Такую поэтическую форму – аллитерацию в сочетании с параллелизмом – можно обнаружить по меньшей мере в различных формулах, которые можно подразделить на три вида. За почти обязательным у сказителей Цэнгэла восклицанием джэээ амды, которое должно привлечь внимание присутствующих к тому, что сейчас начнется сказка, следует формульный зачин. В нем выражено неопределенное указание на „давнее время“, что должно свидетельствовать о древнем происхождении сказки, подкрепленном перечислением того, что именно совершалось тогда, когда возник мир, когда ковыль-трава и деревья были такой-то высоты; к этому иногда примыкает и столь же неопределенное указание на место событий. В волшебных и богатырских сказках события всегда разыгрываются на фоне знакомого, типичного пейзажа горных степей и лесистых гор, но никогда нельзя точно определить местность, как, например, в некоторых дунганских сказках, возникших на китайских территориях (Дунг НС, с. 14) или в сказках Непала [24], где иногда весьма конкретно названо место действия. Столь же неопределенно и время действия. Даже когда упоминается Чингисхан, нельзя принимать это за конкретное историческое приурочение, а, как это видно из контекста, следует понимать лишь как указание на далекое мифологическое время. И, несмотря на это, жизнь охотников и скотоводов, открывающаяся в сказке, в своих основных чертах напоминает тот традиционный образ жизни, который до недавнего времени сохранялся у тувинцев сомона Цэнгэл. Здесь еще относительно стабильны формулы зачина богатырских и многих волшебных сказок, простейшие из которых; „В давнее время…“, „В самое давнее из давних времен…“, „Во времена давно прошедшие…“, в то время как в сказках из Тувы, как утверждает И. А. Вчерашняя, они сейчас исчезают или полностью отсутствуют.

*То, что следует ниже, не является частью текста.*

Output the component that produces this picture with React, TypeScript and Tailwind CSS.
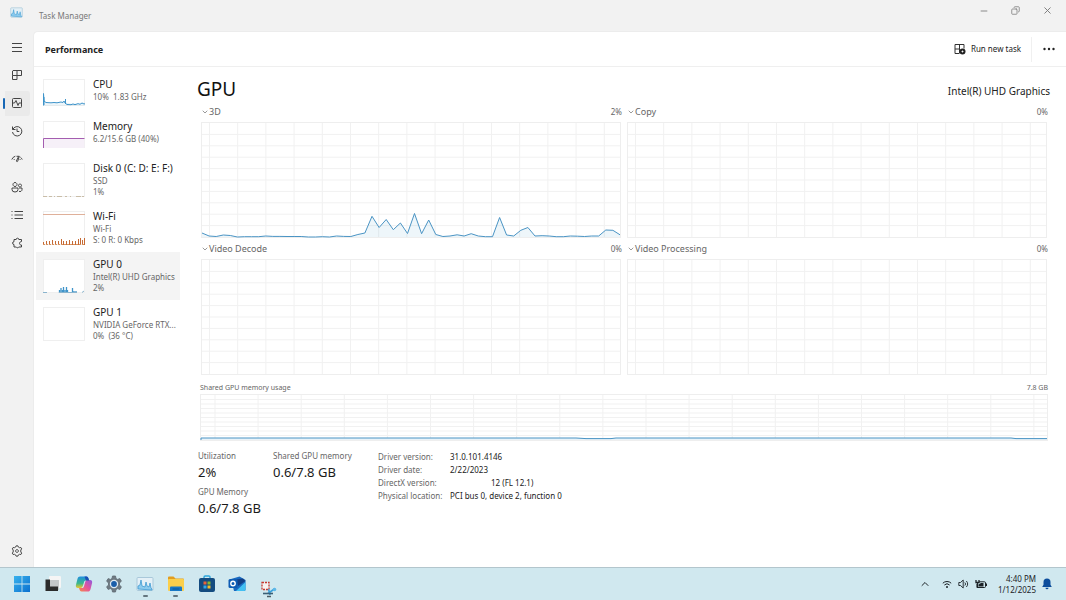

Столь же постоянны, но менее дифференцированны заключительные формулы. В основном они относятся к радостному пиршеству, которым счастливо завершается сказка, или характеризуют мирную и богатую жизнь, которая началась теперь для героя и его близких: „Арагы капал с его бороды, жир капал с его пальцев – так счастливо стал он теперь жить“ или „… и жил в мире и счастье“.

Третью группу формул я называю описательными. Они изображают одними и теми же словами или же очень сходными сочетаниями слов определенную, стереотипную ситуацию, определенный предмет или определенный ход действия в самых разных, но преимущественно богатырских сказках, что можно сравнить с ирландскими сагами или похожими повторениями у Гомера. Они употребляются рассказчиком для описания богатырской внешности героя, превосходных качеств его коня, красоты его одежды или изысканности его седла и сбруи и процесса взнуздания коня, для изображения того, как конь его покрывает расстояния, как сам герой ест и спит, как прекрасна его жена и как умело готовит она пищу, как герой входит в юрту, натягивает лук, в них содержатся сведения о том, по каким признакам еще издали можно узнать мангыса, как условливаются богатыри о поединке, как князю змей волей-неволей приходится отдать ларец, которого добивается герой, как просыпается герой утром в волшебным образом появившейся юрте и о многом другом… Владея обширным репертуаром таких формул, относящихся к типичным сказочным ситуациям, сказитель имеет в своем распоряжении важнейший строительный материал, и отчасти этим можно объяснить феномен рассказчиков, знающих много очень обширных сюжетов.

Формулы всегда организованы ритмически, как стих, для этого употребляются два уже называвшихся выше стилистических приема народной поэзии, типичные и для других тюркских и монгольских народов.

Первый прием – это аллитерация, связывающая одинаковым звучанием не только начальные слоги двух или нескольких строк, но и повторяющиеся внутри стихотворной строки:

джылдык джернен джыъдын алыр

айлык джернен айладып билир

На расстоянии года почуять его запах,

На расстоянии месяца узнать заранее,

ырджызын экээп ырладып

довшуурджузун экээп довшуурладып

Он привел своего певца и велел ему петь.

Он привел своего довшуриста и велел ему играть.

Второй поэтический прием – синтаксический параллелизм, заключающийся в том, что две, а иногда и большее число синтаксических единиц строятся параллельно, как в приведенном выше примере, причем, подчеркнутая агглютинирующим характером языка, может возникнуть конечная рифма. И хотя рифмованные строки могут встретиться иногда в богатырских сказках и вне формул, именно формулы наиболее наглядно и ясно демонстрируют особенности народной поэзии.

В этих описательных формулах, состоящих обычно из двух параллельных частей, часто можно встретить гиперболу, с помощью которой рассказчик конкретизирует величину, красоту и силу героя и его коня (например, часто называется точное число людей, необходимых для того, чтобы поднять седло или помочь герою сесть на коня). Примечательно, что в таких случаях гипербола почти всегда нисходящая,т. е. в противоположность европейской сказке первое число или вообще первый компонент параллелизма больше, чем второй (ср. выше, первый пример). Подобное же явление можно наблюдать и в некоторых песнях из репертуара тувинцев Цэнгэла.

Наиболее часто употребляемые числительные, как и в сказках других народов, – семь (у джелбеге семь детей, у стариков семь желтых коз, семь звездочетов должны отыскать дерево Бум и др.) и три (богатырь сражается с тремя противниками, например с тремя братьями Гургулдаями, он должен выиграть три состязания, трое калек собираются, чтобы жить вместе и компенсировать друг другу недостающие органы чувств и члены, герою нужно исполнить три трудные задачи, три брата или зятя отправляются, чтобы вернуть утраченное). У хорошего рассказчика при троекратном повторении все происходит, как и первый раз, но с повышением напряжения и достигает наивысшей точки в поворотном пункте, который наступает в третий раз.